> Task to complete
Print, word for word, every line from the beginning of the listing up to and including the line with "const boxes = [1, 2, 3];". Pictures are to be excluded.

> Data shown
■ ■ ■

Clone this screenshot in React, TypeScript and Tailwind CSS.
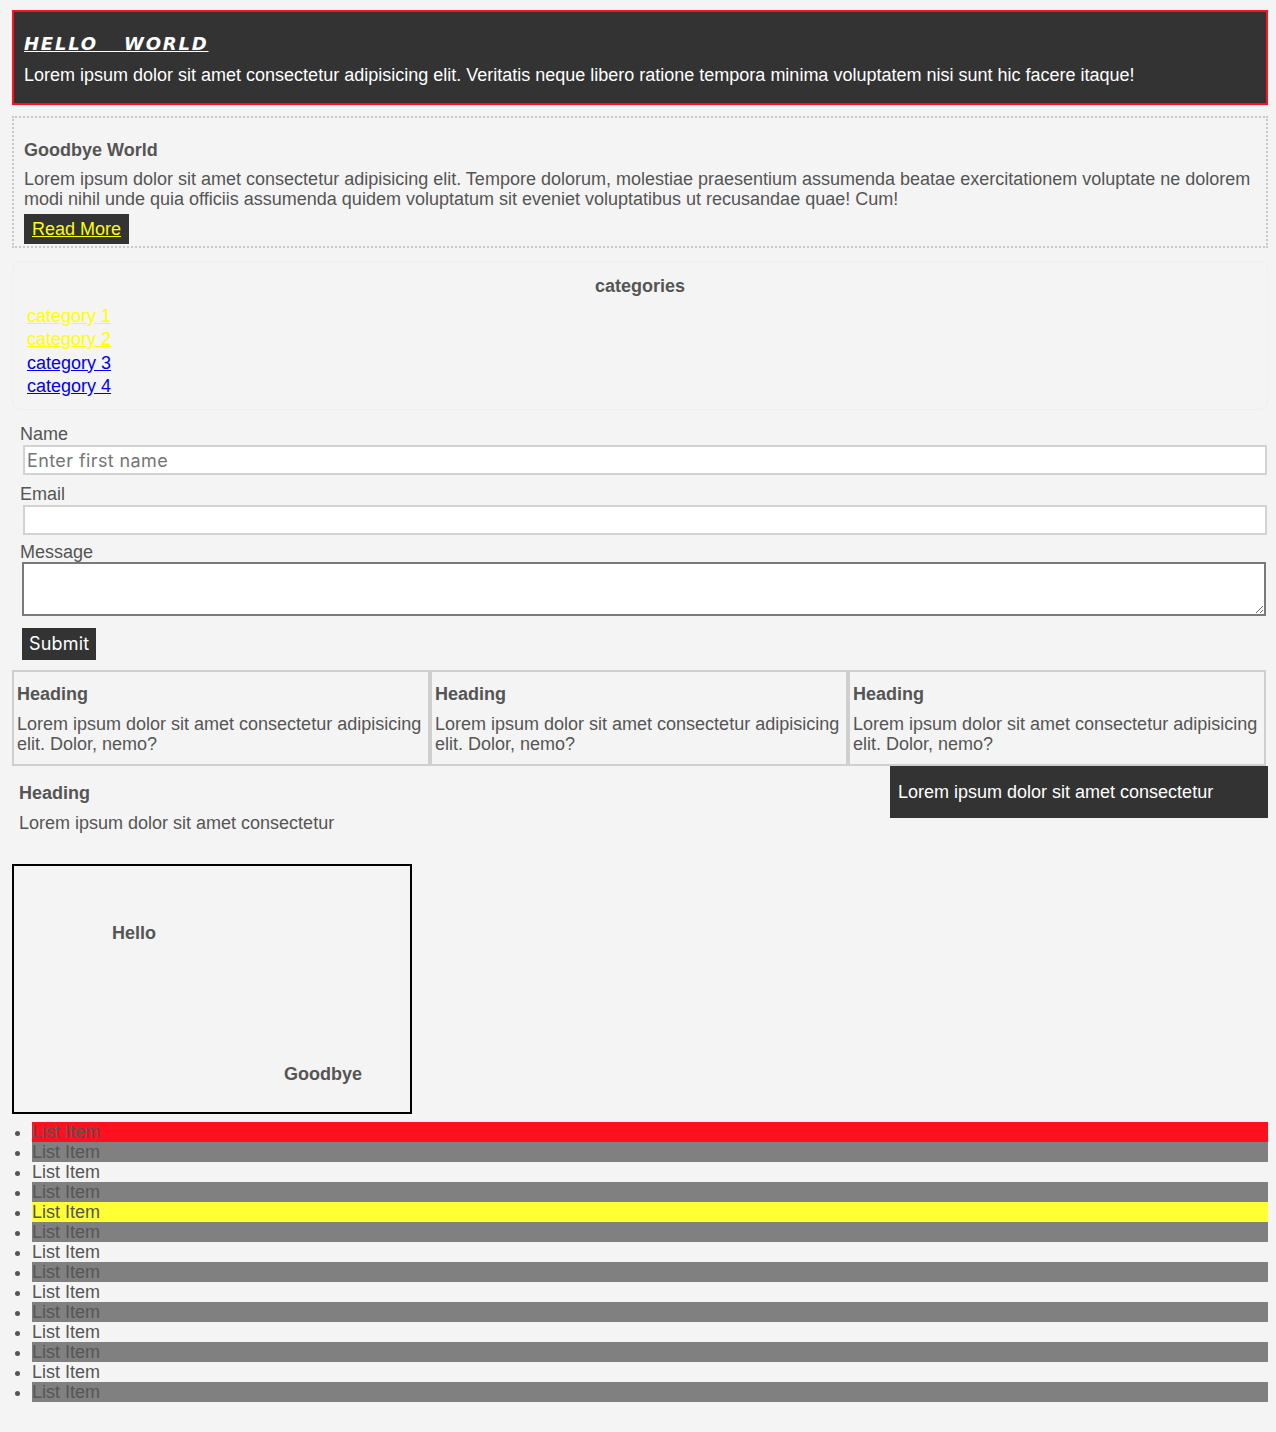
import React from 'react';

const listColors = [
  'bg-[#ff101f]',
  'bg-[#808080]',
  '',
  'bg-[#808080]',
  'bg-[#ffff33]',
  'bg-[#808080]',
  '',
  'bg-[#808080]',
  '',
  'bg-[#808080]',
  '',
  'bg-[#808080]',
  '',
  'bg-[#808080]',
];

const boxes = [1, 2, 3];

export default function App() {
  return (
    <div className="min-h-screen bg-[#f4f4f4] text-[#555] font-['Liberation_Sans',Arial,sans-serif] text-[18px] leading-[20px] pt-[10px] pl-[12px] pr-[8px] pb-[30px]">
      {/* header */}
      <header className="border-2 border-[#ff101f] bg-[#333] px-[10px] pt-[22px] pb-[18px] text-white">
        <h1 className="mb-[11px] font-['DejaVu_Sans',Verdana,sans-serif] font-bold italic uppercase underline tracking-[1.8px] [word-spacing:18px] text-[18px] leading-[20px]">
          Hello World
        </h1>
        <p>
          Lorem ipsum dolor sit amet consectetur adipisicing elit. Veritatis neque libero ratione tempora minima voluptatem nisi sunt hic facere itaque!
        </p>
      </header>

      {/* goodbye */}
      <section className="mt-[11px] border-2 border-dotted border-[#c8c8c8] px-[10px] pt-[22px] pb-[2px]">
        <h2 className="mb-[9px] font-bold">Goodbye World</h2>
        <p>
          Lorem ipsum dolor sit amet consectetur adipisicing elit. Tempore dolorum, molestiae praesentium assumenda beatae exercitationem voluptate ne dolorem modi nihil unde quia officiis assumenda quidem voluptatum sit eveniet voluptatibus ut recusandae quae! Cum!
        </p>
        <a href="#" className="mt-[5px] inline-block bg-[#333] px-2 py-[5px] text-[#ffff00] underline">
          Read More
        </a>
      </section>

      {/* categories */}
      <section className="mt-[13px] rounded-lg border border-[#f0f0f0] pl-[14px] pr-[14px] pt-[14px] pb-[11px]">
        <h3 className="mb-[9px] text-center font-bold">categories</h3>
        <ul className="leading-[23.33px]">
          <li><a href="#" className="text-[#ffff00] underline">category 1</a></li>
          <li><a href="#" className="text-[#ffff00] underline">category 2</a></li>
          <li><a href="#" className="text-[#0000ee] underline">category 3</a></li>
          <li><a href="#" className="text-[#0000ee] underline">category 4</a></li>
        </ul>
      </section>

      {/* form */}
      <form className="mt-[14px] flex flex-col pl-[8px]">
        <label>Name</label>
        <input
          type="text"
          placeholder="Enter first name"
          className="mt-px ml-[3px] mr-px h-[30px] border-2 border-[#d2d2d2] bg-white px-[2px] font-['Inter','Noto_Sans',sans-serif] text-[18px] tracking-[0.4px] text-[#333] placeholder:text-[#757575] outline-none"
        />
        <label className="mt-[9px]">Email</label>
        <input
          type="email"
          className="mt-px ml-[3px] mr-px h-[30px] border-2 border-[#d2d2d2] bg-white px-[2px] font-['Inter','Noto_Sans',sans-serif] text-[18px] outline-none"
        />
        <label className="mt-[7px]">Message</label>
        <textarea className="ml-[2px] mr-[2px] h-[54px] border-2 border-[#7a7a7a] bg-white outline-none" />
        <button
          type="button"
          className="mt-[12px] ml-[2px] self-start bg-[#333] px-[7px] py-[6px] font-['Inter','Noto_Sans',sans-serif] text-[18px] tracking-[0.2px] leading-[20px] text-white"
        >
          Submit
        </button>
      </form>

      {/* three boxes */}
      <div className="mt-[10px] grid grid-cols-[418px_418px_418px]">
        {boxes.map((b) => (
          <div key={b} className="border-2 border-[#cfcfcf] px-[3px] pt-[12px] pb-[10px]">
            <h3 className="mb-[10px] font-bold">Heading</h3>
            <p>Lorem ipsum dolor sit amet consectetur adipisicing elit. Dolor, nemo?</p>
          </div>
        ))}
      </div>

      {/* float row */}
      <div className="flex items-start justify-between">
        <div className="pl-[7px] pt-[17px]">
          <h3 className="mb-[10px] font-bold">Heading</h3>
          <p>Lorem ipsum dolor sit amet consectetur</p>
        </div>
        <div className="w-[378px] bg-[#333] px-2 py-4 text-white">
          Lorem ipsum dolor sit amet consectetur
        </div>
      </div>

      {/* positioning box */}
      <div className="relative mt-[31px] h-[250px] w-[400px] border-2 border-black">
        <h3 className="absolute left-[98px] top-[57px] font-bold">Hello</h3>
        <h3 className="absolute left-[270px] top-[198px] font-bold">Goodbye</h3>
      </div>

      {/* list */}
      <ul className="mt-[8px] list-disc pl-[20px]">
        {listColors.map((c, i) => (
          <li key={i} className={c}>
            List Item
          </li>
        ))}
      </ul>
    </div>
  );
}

■ ■ ■

> Full answer
Clone this screenshot in React, TypeScript and Tailwind CSS.
import React from 'react';

const listColors = [
  'bg-[#ff101f]',
  'bg-[#808080]',
  '',
  'bg-[#808080]',
  'bg-[#ffff33]',
  'bg-[#808080]',
  '',
  'bg-[#808080]',
  '',
  'bg-[#808080]',
  '',
  'bg-[#808080]',
  '',
  'bg-[#808080]',
];

const boxes = [1, 2, 3];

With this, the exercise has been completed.